Malgré la préméditation des inculpés et leur cupidité avérée,« le système utilisé pour effectuer les fraudes, soit la collusion entre les entrepreneurs, n’était pas très compliqué », tandis que la « preuve est silencieuse quant au bénéfice qu’ils auraient pu retirer des fraudes et du stratagème des fausses factures ».

Ceci expliquant cela, les peines sont trop clémentes aux yeux du DPCP. Dans ses moyens d’appel, les procureurs de ce dernier soutiennent que le juge de première instance a insisté « indûment sur l’absence d’un facteur aggravant, à savoir l’abus de confiance, créant ainsi une minimisation injustifiée de la gravité objective et subjective des infractions et des facteurs aggravants prouvés », imposant des peines à toutes fins utiles inappropriées, soit des peines dans la collectivité allant de 18 à 23 mois.

Un jugement trop complaisant

Les entrepreneurs de la firme Civ-Bec, ont écopé de peines dans la collectivité allant de 18 à 24 mois moins.
Les entrepreneurs de la firme Civ-Bec, ont écopé de peines dans la collectivité allant de 18 à 24 mois moins.
Pour la Cour d’appel, le juge minimise la gravité subjective des infractions commises parce que « les stratagèmes utilisés ne sont pas sophistiqués, que les montants fraudés ne peuvent être chiffrés, que la preuve est silencieuse quant aux bénéfices qu’auraient pu en obtenir les intimés, etc. », peut-on lire dans la décision du 16 novembre.

Les juges Bich, Mainville et Healy écrivent que « les peines dans cette affaire sont nettement en marge des principes de réprobation et de dénonciation collective. Les conséquences très graves, à la fois financières et sociales, d’un système organisé de collusion dans l’octroi de contrats de travaux publics requièrent l’imposition de peines qui démontrent que de tels systèmes ne seront ni banalisés ni tolérés par les tribunaux ».

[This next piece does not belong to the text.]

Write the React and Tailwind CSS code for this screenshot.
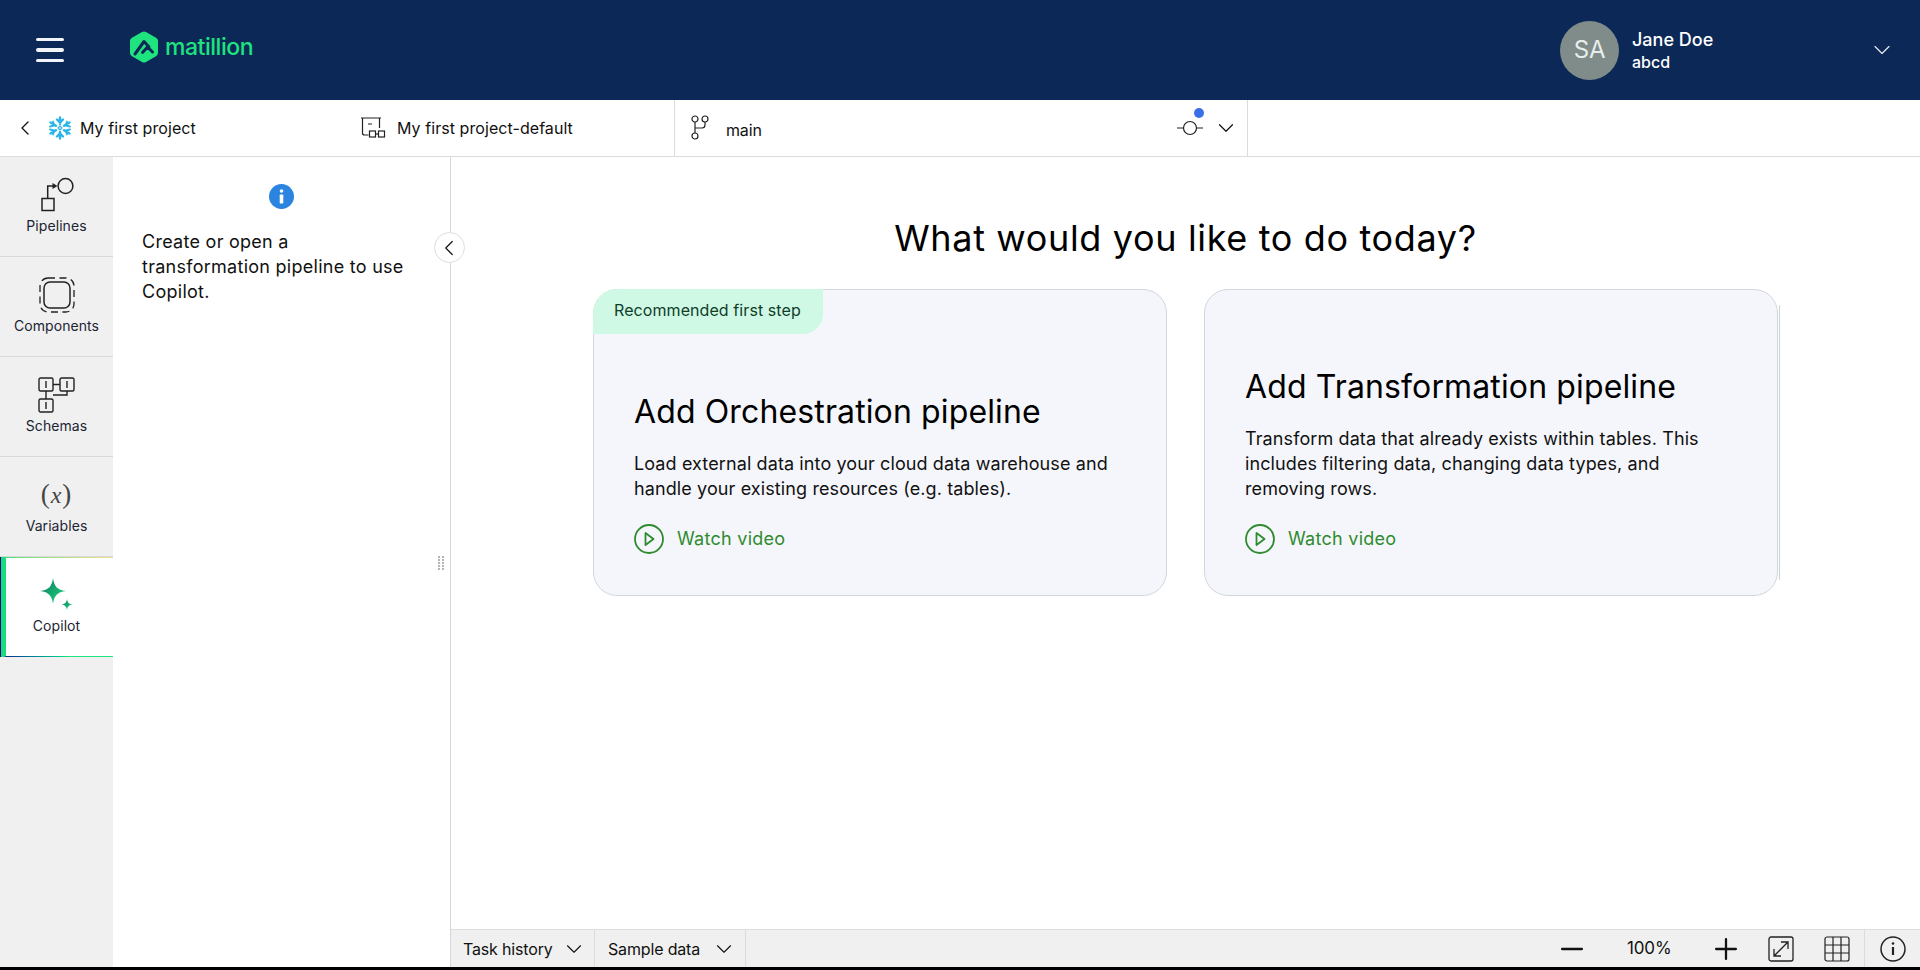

La Cour d’appel inflige donc de nouvelles peines, citant la proportionnalité invoquée dans R. c. Nasogaluak, arrêt selon lequel la peine doit « refléter la réprobation de la société à l’égard de l’infraction en cause(…) et correspondre à la culpabilité morale du délinquant ».

La Cour d’appel relève que « les fraudes impliquant des deniers publics sont particulièrement préoccupantes », et que les fraudes « dans les appels d’offres pour des travaux publics soulèvent d’ailleurs des préoccupations au Québec où ce type de comportement illégal semble avoir été fortement banalisé par plusieurs entrepreneurs œuvrant dans le milieu de la construction, dont plus particulièrement les intimés ».

Sans compter que de contourner les règles d’adjudication « comporte donc une gravité objective supplémentaire, considérant le risque élevé que ce genre de criminalité représente pour la société », minant la crédibilité des institutions politiques et la primauté du droit.

Et quoiqu’en pense le juge de première instance, on a bel et bien affaire à des « fraudes de grande importance dont la fourchette appropriée des peines se situerait entre 3 à 5 ans d’emprisonnement, vu l’absence d’abus de confiance ».

Direction la prison

Pour Pasquale Fedele, qui avait écopé de 18 mois dans la collectivité, le banc de trois juges estime plutôt qu’il mérite au minimum « plus de deux ans d’incarcération (et que) l’emprisonnement dans la collectivité ne peut être envisagé dans son cas vu que l’article 742.1 du Code criminel exclut cette mesure lorsque la peine est de deux ans ou plus ».

Pour Jacques Lavoie, « son implication dans l’affaire est grave et, selon le principe de la parité, la même peine devrait lui être imposée, vu notamment le risque de récidive qui existe dans son cas ». Cependant, le DPCP ne réclame que 24 mois moins un jour et, même si « dans les circonstances de cette affaire, une peine plus sévère aurait été justifiée », la Cour d’appel se range l’avis du DPCP et ordonne l’emprisonnement.

Pour le troisième complice Patrick Alain, « l’analyse des facteurs qui pourraient justifier une ordonnance d’emprisonnement dans la collectivité devient difficile, sinon impossible », tranche la Cour d’appel. D’autant que « selon le rapport présentenciel le concernant, Patrick Alain nie son implication », ce qui motive d’autant l’incarcération pendant 18 mois.